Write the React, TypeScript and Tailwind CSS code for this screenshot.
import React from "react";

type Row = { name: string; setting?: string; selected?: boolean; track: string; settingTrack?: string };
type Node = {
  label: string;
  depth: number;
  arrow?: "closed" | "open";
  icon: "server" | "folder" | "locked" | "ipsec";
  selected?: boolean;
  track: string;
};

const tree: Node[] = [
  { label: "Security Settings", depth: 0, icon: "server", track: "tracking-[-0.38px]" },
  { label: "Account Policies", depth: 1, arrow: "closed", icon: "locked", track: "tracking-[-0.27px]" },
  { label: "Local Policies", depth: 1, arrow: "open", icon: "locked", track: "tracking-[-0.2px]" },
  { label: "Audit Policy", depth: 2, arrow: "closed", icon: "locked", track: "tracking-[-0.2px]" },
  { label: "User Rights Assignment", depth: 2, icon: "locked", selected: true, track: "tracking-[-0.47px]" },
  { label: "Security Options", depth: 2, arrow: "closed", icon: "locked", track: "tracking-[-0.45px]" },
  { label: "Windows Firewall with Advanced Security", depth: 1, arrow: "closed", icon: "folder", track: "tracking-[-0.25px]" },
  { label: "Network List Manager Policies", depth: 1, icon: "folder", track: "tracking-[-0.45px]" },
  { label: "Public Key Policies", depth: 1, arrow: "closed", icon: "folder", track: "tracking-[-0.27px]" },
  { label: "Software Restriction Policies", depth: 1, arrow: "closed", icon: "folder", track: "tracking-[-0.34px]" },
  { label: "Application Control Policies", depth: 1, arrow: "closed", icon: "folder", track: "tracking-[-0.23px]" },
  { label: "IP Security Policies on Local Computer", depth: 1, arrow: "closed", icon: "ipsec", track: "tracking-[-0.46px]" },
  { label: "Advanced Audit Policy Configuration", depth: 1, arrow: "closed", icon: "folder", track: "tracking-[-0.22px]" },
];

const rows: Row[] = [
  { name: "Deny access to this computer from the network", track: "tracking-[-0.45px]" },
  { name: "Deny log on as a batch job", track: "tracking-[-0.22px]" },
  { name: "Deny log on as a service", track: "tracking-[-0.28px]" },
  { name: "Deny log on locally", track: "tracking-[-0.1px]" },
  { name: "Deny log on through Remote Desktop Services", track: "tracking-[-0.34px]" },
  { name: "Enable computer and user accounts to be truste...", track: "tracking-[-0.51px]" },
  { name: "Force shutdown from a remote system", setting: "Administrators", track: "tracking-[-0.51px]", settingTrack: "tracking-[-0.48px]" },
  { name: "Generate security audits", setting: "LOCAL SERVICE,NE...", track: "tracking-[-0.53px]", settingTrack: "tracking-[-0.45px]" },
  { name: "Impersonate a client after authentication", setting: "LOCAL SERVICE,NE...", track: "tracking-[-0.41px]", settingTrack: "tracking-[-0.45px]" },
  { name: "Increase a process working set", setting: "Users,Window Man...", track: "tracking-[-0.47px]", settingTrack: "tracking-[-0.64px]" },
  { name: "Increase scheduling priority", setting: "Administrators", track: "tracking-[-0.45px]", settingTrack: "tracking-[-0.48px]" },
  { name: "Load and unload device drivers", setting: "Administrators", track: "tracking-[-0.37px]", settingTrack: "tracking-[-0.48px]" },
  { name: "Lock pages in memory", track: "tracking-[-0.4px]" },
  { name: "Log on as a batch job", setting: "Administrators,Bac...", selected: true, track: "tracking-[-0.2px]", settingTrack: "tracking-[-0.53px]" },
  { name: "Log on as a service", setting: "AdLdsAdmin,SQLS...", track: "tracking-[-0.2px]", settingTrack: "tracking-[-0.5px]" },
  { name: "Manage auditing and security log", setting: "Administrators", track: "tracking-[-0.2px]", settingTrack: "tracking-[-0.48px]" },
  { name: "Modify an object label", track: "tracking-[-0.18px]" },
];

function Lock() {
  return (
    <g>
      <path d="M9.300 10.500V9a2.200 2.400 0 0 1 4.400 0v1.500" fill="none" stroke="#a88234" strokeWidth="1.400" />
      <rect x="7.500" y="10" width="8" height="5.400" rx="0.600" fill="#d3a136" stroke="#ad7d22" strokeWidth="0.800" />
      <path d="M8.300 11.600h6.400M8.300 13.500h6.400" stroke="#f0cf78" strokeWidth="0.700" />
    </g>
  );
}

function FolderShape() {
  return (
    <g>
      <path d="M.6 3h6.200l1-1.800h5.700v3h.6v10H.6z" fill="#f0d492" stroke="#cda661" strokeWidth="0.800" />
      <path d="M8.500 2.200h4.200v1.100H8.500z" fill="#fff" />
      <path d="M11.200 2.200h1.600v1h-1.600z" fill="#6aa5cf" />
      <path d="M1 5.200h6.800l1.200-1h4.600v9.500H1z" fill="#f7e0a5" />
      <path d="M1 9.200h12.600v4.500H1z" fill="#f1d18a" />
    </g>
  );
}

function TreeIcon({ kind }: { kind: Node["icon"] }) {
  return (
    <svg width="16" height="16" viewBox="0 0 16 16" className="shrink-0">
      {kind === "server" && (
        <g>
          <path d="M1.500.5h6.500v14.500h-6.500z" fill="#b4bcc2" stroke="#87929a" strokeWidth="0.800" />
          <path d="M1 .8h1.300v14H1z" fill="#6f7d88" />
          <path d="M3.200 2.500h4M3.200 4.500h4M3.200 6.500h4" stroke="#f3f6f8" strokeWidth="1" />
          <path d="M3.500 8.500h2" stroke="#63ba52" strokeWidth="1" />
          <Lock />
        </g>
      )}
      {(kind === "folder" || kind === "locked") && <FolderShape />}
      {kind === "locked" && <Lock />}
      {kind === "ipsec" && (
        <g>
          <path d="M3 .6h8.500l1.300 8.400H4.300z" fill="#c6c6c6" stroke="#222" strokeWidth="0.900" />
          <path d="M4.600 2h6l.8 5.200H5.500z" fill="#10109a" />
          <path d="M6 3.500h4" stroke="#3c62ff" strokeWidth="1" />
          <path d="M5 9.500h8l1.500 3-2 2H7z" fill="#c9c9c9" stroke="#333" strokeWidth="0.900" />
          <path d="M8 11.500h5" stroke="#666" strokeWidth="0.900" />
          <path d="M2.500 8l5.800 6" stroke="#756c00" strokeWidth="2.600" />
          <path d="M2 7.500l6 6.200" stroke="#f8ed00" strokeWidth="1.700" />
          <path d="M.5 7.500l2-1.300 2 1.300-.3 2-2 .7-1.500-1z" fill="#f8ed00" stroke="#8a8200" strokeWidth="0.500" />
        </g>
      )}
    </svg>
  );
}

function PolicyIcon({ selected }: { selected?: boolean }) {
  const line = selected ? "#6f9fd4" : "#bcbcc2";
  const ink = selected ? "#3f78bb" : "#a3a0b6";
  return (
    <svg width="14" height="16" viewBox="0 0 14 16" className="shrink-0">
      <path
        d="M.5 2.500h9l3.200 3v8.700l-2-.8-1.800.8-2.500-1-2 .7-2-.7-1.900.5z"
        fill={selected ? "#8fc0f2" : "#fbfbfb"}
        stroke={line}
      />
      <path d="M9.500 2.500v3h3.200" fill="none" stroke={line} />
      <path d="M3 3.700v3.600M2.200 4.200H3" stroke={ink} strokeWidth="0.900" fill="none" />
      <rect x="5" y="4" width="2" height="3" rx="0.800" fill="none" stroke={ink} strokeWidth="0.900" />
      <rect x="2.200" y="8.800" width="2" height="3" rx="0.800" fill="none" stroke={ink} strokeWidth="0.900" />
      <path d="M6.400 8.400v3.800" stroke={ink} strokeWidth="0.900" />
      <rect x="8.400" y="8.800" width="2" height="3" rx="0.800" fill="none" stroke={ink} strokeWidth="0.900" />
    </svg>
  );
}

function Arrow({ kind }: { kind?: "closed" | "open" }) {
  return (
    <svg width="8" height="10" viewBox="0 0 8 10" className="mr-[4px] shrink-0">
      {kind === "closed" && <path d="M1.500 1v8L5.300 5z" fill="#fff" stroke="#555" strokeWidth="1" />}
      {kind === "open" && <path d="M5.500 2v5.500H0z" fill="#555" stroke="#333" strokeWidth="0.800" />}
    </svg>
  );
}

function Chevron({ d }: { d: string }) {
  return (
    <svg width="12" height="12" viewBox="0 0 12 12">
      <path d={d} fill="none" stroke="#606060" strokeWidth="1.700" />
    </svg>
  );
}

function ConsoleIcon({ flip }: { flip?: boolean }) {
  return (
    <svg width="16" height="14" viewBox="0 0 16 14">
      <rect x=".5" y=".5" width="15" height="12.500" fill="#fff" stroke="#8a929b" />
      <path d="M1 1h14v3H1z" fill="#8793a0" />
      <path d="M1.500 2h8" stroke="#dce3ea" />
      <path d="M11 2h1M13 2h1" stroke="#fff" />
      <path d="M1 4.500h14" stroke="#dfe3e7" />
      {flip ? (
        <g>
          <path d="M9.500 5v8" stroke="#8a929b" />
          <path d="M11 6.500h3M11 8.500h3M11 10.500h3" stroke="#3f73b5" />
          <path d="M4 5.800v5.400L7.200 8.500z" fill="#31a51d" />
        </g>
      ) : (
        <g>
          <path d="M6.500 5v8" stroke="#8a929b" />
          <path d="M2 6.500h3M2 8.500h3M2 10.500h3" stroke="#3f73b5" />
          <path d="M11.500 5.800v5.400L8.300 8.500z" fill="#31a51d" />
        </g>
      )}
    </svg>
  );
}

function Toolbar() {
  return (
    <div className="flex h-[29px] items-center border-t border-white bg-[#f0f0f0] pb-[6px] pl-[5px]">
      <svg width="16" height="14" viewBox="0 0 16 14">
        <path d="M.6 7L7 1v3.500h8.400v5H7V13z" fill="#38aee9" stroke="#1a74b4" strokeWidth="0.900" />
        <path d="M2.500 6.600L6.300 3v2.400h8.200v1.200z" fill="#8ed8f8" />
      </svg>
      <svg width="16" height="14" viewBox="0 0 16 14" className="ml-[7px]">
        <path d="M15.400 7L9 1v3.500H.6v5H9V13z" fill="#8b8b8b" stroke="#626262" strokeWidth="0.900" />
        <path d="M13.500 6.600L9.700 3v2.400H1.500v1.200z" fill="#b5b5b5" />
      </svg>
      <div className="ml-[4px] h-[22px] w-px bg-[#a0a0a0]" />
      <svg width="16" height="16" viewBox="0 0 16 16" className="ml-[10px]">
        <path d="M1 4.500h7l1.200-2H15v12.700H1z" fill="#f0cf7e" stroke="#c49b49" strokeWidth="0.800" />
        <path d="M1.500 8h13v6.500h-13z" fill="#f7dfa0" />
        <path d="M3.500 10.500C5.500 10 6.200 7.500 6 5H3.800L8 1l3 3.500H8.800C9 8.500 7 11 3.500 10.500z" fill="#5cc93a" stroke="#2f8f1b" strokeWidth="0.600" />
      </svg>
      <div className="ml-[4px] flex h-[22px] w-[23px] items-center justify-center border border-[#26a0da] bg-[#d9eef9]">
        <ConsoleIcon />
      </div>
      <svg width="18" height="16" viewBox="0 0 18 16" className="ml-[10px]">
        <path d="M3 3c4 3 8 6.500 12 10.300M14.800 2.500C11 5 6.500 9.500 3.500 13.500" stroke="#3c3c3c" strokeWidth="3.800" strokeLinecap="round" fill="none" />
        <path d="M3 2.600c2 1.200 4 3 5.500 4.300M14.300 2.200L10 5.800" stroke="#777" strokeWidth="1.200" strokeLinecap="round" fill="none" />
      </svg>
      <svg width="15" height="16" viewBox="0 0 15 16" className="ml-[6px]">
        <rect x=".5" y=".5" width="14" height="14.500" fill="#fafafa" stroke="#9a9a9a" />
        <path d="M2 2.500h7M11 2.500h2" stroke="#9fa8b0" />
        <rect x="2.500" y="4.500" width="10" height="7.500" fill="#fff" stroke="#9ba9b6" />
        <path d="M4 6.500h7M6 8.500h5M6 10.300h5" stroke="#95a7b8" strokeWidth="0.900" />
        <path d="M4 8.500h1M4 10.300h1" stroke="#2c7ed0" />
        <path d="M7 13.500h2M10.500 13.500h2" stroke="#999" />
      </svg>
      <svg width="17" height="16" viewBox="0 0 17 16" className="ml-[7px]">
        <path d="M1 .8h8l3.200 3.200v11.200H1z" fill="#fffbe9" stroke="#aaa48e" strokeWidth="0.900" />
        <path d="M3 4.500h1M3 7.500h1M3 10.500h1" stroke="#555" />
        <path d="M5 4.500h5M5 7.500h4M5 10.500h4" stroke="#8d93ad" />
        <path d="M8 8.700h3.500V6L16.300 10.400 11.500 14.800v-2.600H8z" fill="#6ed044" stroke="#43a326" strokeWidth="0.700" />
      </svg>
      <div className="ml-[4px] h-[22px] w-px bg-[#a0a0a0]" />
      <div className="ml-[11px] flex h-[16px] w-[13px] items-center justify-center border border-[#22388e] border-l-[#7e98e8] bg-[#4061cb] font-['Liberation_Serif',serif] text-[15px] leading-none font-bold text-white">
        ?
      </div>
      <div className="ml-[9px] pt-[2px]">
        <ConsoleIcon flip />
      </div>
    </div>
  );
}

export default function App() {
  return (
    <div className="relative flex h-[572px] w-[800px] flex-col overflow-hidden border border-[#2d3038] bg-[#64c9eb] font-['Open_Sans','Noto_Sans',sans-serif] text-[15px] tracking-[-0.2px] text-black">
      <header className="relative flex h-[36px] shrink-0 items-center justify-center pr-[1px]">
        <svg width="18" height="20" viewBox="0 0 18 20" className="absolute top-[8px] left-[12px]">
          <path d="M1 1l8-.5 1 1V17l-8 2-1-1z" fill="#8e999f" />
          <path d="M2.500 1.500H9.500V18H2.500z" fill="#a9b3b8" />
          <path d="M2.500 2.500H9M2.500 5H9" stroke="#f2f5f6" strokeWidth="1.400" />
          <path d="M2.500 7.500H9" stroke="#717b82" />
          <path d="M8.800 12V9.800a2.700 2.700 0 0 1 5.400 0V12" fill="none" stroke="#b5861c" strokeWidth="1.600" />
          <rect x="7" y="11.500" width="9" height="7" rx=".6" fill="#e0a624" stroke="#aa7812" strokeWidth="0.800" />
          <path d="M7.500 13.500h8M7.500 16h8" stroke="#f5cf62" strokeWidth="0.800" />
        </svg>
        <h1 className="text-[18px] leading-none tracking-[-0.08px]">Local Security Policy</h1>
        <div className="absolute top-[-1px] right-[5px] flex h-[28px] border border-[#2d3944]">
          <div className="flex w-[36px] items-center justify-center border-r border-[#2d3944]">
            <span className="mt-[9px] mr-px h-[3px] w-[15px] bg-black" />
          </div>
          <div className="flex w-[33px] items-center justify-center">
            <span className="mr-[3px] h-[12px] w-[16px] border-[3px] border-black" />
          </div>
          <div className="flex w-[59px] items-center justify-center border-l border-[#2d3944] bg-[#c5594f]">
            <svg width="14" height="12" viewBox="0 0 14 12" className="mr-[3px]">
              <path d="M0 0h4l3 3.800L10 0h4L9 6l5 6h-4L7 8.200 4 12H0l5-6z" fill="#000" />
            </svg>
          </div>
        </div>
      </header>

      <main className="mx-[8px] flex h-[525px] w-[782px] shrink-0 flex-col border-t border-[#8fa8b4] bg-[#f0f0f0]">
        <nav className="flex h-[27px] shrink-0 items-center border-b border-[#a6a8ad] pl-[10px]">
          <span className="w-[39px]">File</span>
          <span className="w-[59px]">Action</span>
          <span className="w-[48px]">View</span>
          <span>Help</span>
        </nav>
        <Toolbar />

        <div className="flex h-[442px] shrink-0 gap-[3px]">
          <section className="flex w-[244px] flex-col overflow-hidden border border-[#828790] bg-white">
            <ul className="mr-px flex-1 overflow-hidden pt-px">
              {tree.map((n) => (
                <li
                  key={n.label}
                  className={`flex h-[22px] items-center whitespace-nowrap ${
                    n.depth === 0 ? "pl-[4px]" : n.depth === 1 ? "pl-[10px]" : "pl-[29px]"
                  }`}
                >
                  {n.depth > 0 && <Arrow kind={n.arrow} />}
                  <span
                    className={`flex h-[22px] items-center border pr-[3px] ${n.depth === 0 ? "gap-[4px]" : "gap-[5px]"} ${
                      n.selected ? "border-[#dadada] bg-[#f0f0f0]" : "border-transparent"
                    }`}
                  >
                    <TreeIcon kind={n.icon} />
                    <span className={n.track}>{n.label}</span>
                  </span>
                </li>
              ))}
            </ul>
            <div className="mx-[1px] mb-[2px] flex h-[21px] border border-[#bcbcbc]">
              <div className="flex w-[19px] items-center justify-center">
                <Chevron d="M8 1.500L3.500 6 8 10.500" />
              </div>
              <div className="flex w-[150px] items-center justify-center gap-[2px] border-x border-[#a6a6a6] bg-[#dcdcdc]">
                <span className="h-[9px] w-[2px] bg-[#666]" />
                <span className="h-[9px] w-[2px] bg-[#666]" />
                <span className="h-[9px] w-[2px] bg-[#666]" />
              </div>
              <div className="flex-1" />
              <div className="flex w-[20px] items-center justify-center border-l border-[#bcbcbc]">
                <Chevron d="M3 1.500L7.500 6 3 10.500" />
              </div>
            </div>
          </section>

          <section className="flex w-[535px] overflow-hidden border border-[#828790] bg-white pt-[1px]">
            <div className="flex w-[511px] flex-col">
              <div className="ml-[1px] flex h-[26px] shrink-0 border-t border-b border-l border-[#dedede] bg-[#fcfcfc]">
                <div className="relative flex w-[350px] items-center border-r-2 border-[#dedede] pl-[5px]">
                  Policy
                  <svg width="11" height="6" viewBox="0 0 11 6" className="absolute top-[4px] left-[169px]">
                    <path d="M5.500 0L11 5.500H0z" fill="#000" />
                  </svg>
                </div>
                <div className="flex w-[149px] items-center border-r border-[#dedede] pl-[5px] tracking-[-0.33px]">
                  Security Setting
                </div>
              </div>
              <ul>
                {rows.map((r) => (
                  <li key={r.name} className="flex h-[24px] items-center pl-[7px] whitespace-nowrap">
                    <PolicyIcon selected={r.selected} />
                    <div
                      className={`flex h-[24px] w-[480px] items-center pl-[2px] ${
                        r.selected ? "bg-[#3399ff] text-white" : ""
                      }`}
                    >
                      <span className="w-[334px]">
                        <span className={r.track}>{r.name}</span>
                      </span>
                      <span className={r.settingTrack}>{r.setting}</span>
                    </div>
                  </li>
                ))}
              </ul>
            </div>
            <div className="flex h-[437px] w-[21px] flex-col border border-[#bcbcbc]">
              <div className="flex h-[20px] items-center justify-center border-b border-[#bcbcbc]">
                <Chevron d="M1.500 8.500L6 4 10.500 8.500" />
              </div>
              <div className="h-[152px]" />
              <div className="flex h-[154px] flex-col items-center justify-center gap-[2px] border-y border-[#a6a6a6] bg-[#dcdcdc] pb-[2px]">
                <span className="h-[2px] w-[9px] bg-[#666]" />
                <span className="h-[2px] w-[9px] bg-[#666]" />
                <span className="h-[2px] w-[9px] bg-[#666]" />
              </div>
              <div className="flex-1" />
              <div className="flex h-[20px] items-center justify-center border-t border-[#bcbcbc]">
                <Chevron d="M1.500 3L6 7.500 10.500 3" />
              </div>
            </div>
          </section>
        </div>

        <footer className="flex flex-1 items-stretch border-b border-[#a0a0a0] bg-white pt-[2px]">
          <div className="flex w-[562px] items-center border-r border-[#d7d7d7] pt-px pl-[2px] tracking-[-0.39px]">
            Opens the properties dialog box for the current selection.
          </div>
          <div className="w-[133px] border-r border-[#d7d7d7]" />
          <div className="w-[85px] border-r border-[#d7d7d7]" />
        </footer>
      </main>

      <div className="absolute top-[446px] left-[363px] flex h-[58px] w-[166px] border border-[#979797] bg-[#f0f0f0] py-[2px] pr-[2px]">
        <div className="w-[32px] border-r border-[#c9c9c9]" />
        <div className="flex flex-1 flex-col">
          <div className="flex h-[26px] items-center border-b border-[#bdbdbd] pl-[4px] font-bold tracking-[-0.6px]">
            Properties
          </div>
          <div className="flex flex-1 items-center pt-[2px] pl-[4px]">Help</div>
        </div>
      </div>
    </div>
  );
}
□ □ □
▶ **What to work on**
Gather and return every line that holds the string "React".

▶ **Answer**
Write the React, TypeScript and Tailwind CSS code for this screenshot.
import React from "react";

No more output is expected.